TIME OUT: Chicago
By Ben Kenigsberg
Is there still something to be gleaned from the inevitable movie version of the Valerie Plame–Joseph Wilson story? Fair Game suggests that the craven, defensive outing of an undercover CIA agent marked a definitive turning point in our media-driven political culture: Actual national security was compromised…in the name of protecting a fake narrative of national security. (And bear in mind, these were the guys who claimed to be strong on terror.) The movie offers the relative novelty of seeing events unfold from Plame and Wilson’s perspective, so that we can understand how operations were jeopardized, what each member of the household knew and how being a voice of reason came to be a curse for both of them. The movie also fascinates as a procedural, a look at how evidence-gathering works: The film sees Scooter Libby as a sneering bully who talks over the facts he doesn’t want to hear.
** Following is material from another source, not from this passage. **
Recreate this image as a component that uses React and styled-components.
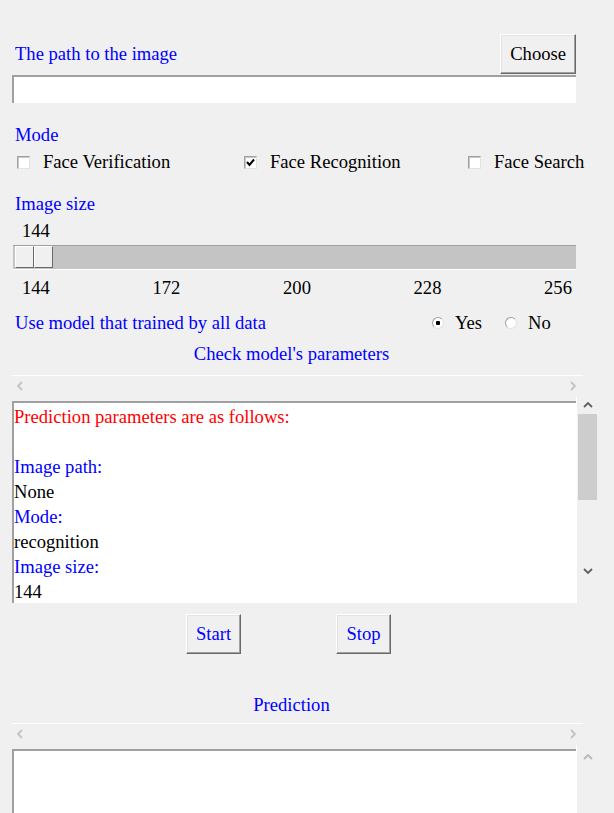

If nothing in Liman’s righteous (if blunt) sermon qualifies as news, it’s possible that Fair Game may seem more purposeful down the road: Thirty years from now, an audience not accustomed to seeing Wilson make the talk-show rounds won’t experience it with a pang of déjà vu. Watts and Penn are as riveting as you’d expect, although the vaudeville depictions of Libby, Karl Rove and David Addington play like something out of Oliver Stone’s W. or the short-lived sitcom That’s My Bush!—isolated bits of caricature unworthy of an otherwise sober treatment.